I lived alone at the beginning of quarantine, went full Grey Gardens and developed a bunch of unhealthy parasocial relationships with famous drag queens as some kind of deranged coping mechanism – most notably Katya Zamolodchikova who I love more than words can express. It was a weird time. Now that life has opened up a little bit it’s fallen off as a hobby for me, mainly because it’s so much work and I’m lazy, but drag is wonderful.
Here, Talvi shares the nostalgic references behind “Victim Mentality”
I wanted to reference the vibrant colours and feel of a tampon or birth control commercial from the late 90s/early 2000s – sort of like an idea of femininity dreamed up in a boardroom that I grew up seeing in popular culture. Think Gerbera daisies and shiny haired women laughing in front of a complimentary colour backdrop. Ultimately, I think aesthetically what I landed on was more ‘70s Italian horror movie.
The other references were Romeo + Juliet, the poster children for young, foolish love. And the Kate Bush video “Suspended in Gaffa.” which has a scene we recreated of her rolling around in that low hanging dry ice that looks like clouds.
The bedroom scene is specifically based off Angela’s bedroom in American Beauty. Angela (Mena Suvari) is set up as a vain, shallow character, contrasted with the more shy, introspective Jane (Thora Birch). Angela’s bedroom decor mirrors this – the walls are plastered with magazine cut-outs of celebrities and models. Late’ 90s cinema loved to give makeover montages to tomboy characters and then early 2000s cinema loved to villainize ultra-femininity in relation to tomboy characters.

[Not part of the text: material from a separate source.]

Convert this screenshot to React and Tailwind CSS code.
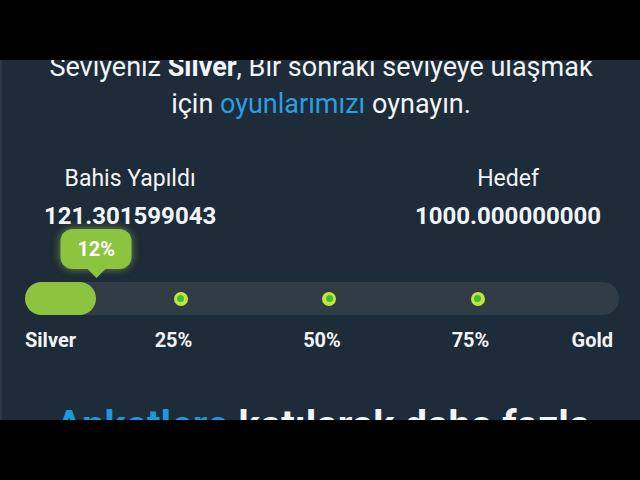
import React from "react";

const font = { fontFamily: "Roboto, 'Noto Sans', sans-serif" };

export default function App() {
  const progress = 12;
  const ticks = [25, 50, 75];
  return (
    <div className="w-[640px] h-[480px] bg-black flex flex-col overflow-hidden" style={font}>
      <div className="h-[60px] bg-black shrink-0" />
      <div className="h-[360px] shrink-0 overflow-hidden bg-[#1e2b38] border-l-2 border-[#2c3845] text-[#f2f5f7] flex flex-col">
        <div className="mt-[-11px] text-center text-[27px] leading-[37px] whitespace-nowrap">
          <p>
            Seviyeniz <span className="font-bold">Silver</span>, Bir sonraki seviyeye ulaşmak
          </p>
          <p>
            için <span className="text-[#2a9fe0]">oyunlarımızı</span> oynayın.
          </p>
        </div>

        <div className="mt-[41px] flex justify-between ml-[42px] mr-[39px]">
          <div className="flex flex-col items-center">
            <span className="text-[23px] leading-[30px]">Bahis Yapıldı</span>
            <span className="mt-[8px] text-[24px] leading-[28px] font-bold">121.301599043</span>
          </div>
          <div className="flex flex-col items-center">
            <span className="text-[23px] leading-[30px]">Hedef</span>
            <span className="mt-[8px] text-[24px] leading-[28px] font-bold">1000.000000000</span>
          </div>
        </div>

        <div className="relative ml-[23px] mr-[21px] mt-[-1px] pt-[53px]">
          <div
            className="absolute top-0 -translate-x-1/2 flex flex-col items-center"
            style={{ left: `${progress}%` }}
          >
            <div className="w-[71px] h-[40px] rounded-[12px] bg-[#8cc43f] shadow-[0_0_9px_rgba(170,225,90,0.55)] flex items-center justify-center text-[20px] font-bold text-white">
              12%
            </div>
            <div className="w-0 h-0 border-l-[9px] border-r-[9px] border-t-[9px] border-l-transparent border-r-transparent border-t-[#8cc43f]" />
          </div>
          <div className="relative h-[33px] rounded-full bg-[#313c47]">
            <div className="absolute left-0 top-0 h-full rounded-full bg-[#8cc43f]" style={{ width: `${progress}%` }} />
            {ticks.map((t) => (
              <div
                key={t}
                className="absolute top-1/2 -translate-y-1/2 w-[14px] h-[14px] rounded-full bg-[#c3e63a] flex items-center justify-center"
                style={{ left: `${t}%` }}
              >
                <div className="w-[7px] h-[7px] rounded-full bg-[#3cc03a]" />
              </div>
            ))}
          </div>
          <div className="relative mt-[13px] flex justify-between text-[20px] leading-[24px] font-bold pr-[6px]">
            <span>Silver</span>
            {ticks.map((t) => (
              <span key={t} className="absolute top-0 -translate-x-1/2" style={{ left: `${t}%` }}>
                {t}%
              </span>
            ))}
            <span>Gold</span>
          </div>
        </div>

        <div className="mt-[50px] text-center text-[40px] leading-[48px] font-bold whitespace-nowrap pl-[4px]">
          <span className="text-[#1a9ade]">Anketlere</span> katılarak daha fazla
        </div>
      </div>
      <div className="h-[60px] bg-black shrink-0" />
    </div>
  );
}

I like to think Angela is redeemed from that characterization by the end of the movie. She’s exposed as a naive troubled girl who has a lot of complex sexuality projected onto her that she can’t really deliver. She’s more of a victim of the narrow things she feels she’s valued for than a villain. I wanted to recreate that bedroom specifically as a nod to the early 2000s, the era that I grew up in that I’m aesthetically drawn to for a reason. It was an era that set a standard that left female identity feeling like this deranged and contradictory collage of ideas about what women should be. Everything feels tainted – ideals are simultaneously warnings. Our only hope, it seems to me, is to somehow reclaim these dissected fragments and make them our own.